(Code that builds pages)
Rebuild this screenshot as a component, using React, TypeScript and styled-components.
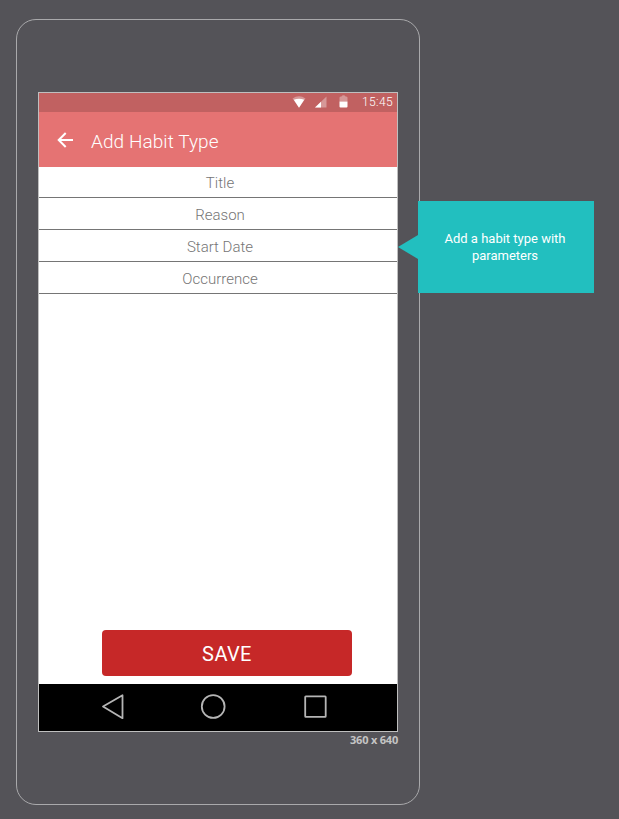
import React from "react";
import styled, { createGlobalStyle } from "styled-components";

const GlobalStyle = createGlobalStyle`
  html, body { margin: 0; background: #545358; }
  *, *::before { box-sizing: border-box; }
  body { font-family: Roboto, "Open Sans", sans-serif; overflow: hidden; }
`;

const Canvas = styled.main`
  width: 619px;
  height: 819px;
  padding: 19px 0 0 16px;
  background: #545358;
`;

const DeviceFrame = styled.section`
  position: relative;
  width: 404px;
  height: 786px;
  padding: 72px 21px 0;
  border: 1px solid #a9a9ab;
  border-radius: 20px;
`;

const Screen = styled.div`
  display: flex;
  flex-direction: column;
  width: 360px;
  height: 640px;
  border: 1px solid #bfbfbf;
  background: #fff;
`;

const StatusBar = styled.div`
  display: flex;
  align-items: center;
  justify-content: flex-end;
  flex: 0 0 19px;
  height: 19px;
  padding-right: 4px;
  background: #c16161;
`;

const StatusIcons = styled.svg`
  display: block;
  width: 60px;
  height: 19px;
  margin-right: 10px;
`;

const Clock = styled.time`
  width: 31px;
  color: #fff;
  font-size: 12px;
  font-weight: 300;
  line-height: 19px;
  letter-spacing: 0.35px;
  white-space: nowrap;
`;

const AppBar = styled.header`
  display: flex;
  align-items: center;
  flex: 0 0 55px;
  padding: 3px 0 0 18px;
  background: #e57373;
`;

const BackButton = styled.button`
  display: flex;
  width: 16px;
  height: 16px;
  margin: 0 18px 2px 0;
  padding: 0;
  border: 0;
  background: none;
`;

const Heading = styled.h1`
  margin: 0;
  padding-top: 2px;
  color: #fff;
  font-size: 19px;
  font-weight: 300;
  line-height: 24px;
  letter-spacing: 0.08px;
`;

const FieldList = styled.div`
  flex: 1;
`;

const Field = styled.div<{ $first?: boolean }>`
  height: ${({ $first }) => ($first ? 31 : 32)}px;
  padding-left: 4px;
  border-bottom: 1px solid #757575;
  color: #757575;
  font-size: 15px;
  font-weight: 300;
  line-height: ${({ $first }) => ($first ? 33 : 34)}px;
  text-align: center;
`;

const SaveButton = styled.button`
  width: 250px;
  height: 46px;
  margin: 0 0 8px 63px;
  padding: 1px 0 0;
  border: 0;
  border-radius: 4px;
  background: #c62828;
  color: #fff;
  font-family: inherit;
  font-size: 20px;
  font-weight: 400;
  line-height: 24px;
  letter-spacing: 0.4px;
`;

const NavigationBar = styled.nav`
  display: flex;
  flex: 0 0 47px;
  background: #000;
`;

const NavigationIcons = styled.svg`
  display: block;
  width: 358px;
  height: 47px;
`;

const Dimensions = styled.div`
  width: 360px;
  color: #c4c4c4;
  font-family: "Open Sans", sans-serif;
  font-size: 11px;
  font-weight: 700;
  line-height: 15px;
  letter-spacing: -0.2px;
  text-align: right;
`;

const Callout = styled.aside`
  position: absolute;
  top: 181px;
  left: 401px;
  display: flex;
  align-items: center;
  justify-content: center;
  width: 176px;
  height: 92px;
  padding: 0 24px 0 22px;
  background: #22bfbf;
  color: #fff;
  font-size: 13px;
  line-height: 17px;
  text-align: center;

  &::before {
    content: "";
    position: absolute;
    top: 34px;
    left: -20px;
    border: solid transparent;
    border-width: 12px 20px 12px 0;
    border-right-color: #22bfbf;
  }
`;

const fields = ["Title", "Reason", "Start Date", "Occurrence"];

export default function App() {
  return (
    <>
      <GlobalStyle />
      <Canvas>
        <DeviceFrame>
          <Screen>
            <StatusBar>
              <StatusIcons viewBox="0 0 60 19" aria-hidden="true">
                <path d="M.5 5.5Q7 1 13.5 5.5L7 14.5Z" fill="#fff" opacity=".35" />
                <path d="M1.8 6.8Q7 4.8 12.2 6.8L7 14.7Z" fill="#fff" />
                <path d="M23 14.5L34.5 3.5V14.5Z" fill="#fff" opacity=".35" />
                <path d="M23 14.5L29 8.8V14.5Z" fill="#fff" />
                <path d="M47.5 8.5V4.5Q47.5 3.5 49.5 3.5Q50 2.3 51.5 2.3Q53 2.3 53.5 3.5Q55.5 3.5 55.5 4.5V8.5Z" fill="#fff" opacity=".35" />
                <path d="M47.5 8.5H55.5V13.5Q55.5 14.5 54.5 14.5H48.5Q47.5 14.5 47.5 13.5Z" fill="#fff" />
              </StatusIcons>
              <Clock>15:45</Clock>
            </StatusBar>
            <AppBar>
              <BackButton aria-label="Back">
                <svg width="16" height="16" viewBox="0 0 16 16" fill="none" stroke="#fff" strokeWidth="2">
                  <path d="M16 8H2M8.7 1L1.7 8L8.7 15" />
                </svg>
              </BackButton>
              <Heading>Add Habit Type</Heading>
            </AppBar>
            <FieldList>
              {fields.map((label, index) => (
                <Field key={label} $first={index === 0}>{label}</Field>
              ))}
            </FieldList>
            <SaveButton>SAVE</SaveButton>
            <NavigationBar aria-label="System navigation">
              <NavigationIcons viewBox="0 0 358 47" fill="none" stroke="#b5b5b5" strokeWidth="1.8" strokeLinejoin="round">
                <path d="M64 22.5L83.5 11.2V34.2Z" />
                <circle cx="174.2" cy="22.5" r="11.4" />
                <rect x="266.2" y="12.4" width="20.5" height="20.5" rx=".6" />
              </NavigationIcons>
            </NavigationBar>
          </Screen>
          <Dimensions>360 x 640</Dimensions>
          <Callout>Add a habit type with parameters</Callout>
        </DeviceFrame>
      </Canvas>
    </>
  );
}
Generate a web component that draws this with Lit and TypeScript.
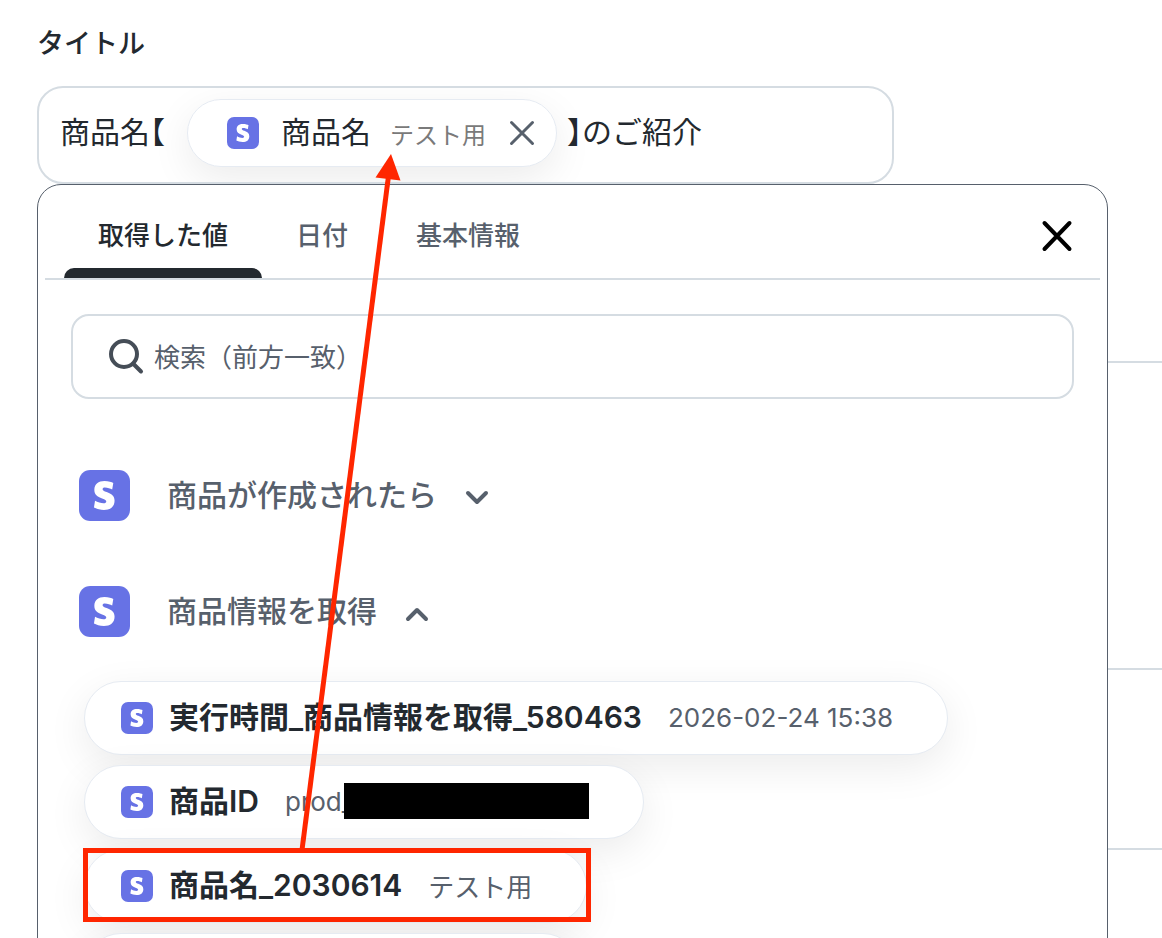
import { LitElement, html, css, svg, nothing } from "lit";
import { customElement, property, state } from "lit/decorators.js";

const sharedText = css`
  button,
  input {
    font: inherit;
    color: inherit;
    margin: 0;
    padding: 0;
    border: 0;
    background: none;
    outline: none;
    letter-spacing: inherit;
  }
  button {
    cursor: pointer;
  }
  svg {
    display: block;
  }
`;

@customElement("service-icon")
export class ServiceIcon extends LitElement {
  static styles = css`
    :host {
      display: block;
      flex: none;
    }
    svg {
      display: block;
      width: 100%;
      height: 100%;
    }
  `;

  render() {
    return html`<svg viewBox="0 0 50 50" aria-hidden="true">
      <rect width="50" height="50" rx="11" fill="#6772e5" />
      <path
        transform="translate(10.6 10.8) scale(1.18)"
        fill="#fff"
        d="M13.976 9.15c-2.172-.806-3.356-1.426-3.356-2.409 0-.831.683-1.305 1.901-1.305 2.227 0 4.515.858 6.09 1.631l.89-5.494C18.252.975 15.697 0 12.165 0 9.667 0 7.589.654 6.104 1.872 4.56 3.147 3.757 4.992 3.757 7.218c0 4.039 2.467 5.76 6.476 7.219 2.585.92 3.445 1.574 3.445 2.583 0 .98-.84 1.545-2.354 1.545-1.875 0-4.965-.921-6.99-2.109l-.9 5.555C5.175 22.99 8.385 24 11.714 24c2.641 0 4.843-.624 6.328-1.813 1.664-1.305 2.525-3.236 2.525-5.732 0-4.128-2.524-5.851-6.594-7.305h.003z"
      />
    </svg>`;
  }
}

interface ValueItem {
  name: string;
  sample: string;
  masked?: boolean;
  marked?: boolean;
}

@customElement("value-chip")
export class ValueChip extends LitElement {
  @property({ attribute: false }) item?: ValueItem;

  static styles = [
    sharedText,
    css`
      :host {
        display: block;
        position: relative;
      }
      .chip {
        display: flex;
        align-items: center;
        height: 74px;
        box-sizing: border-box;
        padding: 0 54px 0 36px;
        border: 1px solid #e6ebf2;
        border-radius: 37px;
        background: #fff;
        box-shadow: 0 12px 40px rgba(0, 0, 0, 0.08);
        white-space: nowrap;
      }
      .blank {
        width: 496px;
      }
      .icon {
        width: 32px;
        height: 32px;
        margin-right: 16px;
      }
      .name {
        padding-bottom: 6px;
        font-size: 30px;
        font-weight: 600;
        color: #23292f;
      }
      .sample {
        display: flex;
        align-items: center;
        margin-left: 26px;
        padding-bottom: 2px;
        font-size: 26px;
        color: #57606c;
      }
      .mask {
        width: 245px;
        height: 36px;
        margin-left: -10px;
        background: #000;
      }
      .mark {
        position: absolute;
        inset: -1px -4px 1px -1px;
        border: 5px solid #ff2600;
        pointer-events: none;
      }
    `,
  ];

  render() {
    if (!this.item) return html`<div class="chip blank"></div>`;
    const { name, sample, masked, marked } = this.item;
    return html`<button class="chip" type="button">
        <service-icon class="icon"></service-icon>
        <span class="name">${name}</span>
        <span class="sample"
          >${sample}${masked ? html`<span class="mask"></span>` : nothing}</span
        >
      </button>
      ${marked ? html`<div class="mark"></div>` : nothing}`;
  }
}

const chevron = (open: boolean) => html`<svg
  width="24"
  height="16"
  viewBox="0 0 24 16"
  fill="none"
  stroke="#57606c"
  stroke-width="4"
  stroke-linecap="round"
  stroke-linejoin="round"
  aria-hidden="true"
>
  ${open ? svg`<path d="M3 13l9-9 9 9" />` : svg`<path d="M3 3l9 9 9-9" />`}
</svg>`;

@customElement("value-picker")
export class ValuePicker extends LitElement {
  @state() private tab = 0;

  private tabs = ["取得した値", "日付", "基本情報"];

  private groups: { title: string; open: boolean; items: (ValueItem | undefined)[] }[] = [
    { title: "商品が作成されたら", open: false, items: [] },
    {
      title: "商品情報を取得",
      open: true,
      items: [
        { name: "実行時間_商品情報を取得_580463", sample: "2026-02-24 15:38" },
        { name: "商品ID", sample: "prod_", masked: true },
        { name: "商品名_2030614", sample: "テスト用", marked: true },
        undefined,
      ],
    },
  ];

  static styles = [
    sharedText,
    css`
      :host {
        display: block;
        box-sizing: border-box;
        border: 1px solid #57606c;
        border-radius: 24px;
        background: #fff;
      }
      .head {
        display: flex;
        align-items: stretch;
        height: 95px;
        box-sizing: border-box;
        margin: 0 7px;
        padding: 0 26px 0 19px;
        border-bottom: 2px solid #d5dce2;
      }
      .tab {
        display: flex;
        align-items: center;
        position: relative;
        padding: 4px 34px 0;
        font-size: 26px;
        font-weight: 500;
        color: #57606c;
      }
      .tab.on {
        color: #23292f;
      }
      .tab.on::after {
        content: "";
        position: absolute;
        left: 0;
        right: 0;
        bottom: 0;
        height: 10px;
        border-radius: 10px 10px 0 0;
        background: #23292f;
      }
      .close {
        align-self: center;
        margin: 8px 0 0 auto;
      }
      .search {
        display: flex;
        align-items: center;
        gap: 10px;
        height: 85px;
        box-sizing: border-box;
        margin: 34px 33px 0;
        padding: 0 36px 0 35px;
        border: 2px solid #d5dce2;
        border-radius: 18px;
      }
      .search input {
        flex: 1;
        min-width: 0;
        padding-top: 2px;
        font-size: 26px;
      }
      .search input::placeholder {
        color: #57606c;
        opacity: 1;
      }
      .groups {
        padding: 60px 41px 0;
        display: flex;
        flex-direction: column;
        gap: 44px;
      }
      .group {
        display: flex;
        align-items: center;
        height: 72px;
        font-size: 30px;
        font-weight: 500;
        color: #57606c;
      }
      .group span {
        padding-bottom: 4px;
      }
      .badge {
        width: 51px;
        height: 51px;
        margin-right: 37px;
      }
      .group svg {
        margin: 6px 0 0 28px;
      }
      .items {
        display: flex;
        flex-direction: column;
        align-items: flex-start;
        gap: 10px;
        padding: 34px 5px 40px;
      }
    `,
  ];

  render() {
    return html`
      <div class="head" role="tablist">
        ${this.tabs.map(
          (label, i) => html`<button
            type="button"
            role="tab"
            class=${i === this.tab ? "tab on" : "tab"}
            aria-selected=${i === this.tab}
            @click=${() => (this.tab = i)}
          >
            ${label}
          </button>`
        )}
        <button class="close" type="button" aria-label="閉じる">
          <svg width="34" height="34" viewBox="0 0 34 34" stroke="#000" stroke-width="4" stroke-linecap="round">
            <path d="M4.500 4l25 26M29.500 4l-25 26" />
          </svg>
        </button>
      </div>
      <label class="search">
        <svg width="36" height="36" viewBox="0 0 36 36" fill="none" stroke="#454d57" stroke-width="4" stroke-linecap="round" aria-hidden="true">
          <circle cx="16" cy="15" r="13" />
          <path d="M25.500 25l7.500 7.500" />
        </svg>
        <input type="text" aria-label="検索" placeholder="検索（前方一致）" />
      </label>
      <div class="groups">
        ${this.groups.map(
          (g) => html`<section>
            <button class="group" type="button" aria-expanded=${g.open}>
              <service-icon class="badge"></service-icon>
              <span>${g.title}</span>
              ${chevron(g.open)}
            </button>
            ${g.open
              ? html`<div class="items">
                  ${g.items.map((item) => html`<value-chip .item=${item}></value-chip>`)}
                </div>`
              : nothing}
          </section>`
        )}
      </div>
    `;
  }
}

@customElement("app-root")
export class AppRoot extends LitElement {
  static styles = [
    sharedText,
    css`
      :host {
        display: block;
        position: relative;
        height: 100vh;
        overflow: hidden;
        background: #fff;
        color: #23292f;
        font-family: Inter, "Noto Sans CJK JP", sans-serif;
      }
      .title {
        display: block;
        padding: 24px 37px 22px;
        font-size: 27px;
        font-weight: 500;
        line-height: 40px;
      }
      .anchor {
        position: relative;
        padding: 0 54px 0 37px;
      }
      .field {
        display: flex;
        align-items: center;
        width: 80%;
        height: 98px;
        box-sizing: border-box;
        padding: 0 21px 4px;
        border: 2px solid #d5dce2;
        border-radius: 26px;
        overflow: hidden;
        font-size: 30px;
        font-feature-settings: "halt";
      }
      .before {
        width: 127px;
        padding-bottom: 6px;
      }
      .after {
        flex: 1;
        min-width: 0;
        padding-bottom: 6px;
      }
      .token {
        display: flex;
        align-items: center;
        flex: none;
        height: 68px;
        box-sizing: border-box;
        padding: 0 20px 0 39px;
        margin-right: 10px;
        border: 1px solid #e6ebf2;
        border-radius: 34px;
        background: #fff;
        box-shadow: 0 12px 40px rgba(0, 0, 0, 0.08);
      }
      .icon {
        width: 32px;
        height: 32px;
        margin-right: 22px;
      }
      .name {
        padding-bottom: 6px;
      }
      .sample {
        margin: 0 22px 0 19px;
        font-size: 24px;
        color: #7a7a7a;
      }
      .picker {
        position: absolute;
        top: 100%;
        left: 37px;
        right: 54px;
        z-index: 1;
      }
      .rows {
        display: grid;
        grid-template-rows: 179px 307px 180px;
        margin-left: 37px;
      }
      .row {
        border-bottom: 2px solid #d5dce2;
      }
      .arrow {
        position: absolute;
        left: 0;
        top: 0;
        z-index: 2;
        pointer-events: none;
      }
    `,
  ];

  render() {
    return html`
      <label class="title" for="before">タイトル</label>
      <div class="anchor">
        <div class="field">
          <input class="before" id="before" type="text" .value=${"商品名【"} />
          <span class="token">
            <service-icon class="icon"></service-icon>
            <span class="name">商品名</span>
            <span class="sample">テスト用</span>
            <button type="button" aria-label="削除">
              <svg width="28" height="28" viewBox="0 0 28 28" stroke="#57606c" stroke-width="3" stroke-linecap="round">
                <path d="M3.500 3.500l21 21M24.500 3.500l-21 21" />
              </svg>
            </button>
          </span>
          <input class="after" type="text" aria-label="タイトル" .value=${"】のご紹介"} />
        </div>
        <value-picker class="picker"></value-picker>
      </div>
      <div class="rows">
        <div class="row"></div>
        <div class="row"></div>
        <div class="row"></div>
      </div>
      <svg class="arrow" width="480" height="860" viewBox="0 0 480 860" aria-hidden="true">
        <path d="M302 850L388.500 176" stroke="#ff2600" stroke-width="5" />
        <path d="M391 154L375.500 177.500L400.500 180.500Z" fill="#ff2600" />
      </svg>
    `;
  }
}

* [INSTRUCTIONS TO FOLLOW]:
Collect the lines that hold "with".

* [REPLY TO THE TASK]:
          <Callout>Add a habit type with parameters</Callout>
Generate a web component that draws this with Lit and TypeScript.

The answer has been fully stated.